═════ Data provided ═════
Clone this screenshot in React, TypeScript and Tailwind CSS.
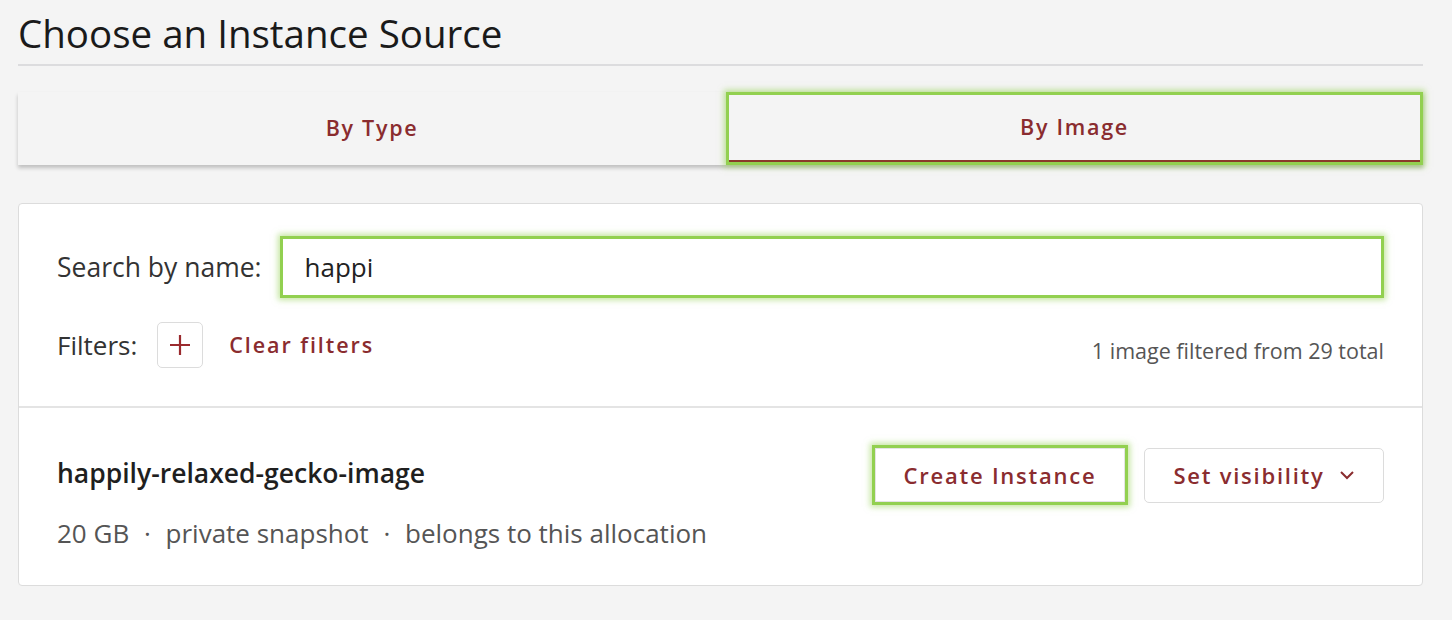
import React from "react";

const font = { fontFamily: '"Open Sans", "Noto Sans", sans-serif' };

export default function App() {
  return (
    <div className="min-h-[620px] w-full bg-[#f4f4f4] pl-[18px] pr-[29px] pt-[8px]" style={font}>
      <h1 className="text-[38.5px] leading-[50px] text-[#1a1a1a] font-normal">Choose an Instance Source</h1>
      <div className="mt-[6px] h-[2px] bg-[#dcdcde]" />
      <div className="mt-[26px] flex h-[73px] shadow-[0_3px_4px_rgba(0,0,0,0.22)]">
        <button className="flex-1 flex items-center justify-center text-[21.5px] tracking-[0.08em] text-[#8a2c2f] font-semibold">
          By Type
        </button>
        <div className="relative w-[697px] border-[3px] border-[#92d050] shadow-[0_0_6px_2px_rgba(146,208,80,0.6)]">
          <div className="flex h-full items-center justify-center border-b-[2px] border-[#8a3a2a] text-[21.5px] tracking-[0.08em] text-[#8a2c2f] font-semibold">
            By Image
          </div>
        </div>
      </div>

      <div className="mt-[38px] rounded-[4px] border border-[#dcdcdc] bg-white">
        <div className="pl-[38px] pr-[38px] pt-[32px] pb-[38px]">
          <div className="flex items-center">
            <span className="text-[26.5px] leading-[32px] text-[#333] mr-[18px]">Search by name:</span>
            <div className="flex-1 h-[62px] border-[3px] border-[#92d050] shadow-[0_0_6px_2px_rgba(146,208,80,0.55)] bg-white flex items-center pl-[22px]">
              <span className="text-[26px] leading-[32px] text-[#222]">happi</span>
            </div>
          </div>
          <div className="mt-[24px] flex h-[46px] items-center">
            <span className="text-[26px] leading-[32px] text-[#333]">Filters:</span>
            <div className="ml-[20px] flex h-[46px] w-[46px] items-center justify-center rounded-[5px] border border-[#dcdcdc]">
              <svg width="22" height="22" viewBox="0 0 22 22">
                <path d="M11 1v20M1 11h20" stroke="#9a2a2e" strokeWidth="2.2" />
              </svg>
            </div>
            <span className="ml-[26px] text-[21.5px] tracking-[0.09em] text-[#8a2c2f] font-semibold">Clear filters</span>
            <span className="ml-auto mt-[12px] text-[21.5px] text-[#555]">1 image filtered from 29 total</span>
          </div>
        </div>
        <div className="h-[2px] bg-[#e4e4e4]" />
        <div className="flex items-start pl-[38px] pr-[38px] pt-[37px] pb-[36px]">
          <div className="flex-1">
            <div className="mt-[12px] text-[26.5px] leading-[32px] text-[#1f1f1f] font-semibold">happily-relaxed-gecko-image</div>
            <div className="mt-[28px] text-[26px] leading-[32px] text-[#555]">
              20 GB <span className="mx-[8px]">·</span> private snapshot <span className="mx-[8px]">·</span> belongs to this allocation
            </div>
          </div>
          <div className="flex items-center">
            <div className="border-[3px] border-[#92d050] shadow-[0_0_6px_2px_rgba(146,208,80,0.55)] bg-white">
              <button className="h-[54px] w-[250px] border border-[#e4e4e4] text-[22px] tracking-[0.08em] text-[#8a2c2f] font-semibold">
                Create Instance
              </button>
            </div>
            <button className="ml-[16px] flex h-[55px] w-[240px] items-center justify-center gap-[14px] rounded-[5px] border border-[#dcdcdc] text-[22px] tracking-[0.08em] text-[#8a2c2f] font-semibold">
              Set visibility
              <svg width="16" height="10" viewBox="0 0 16 10">
                <path d="M2 2l6 6 6-6" stroke="#8a2c2f" strokeWidth="2" fill="none" />
              </svg>
            </button>
          </div>
        </div>
      </div>
    </div>
  );
}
═════
* What is required *
Lines of the material that contain the word "this" are to be gathered.

* Worked answer *
Clone this screenshot in React, TypeScript and Tailwind CSS.
              20 GB <span className="mx-[8px]">·</span> private snapshot <span className="mx-[8px]">·</span> belongs to this allocation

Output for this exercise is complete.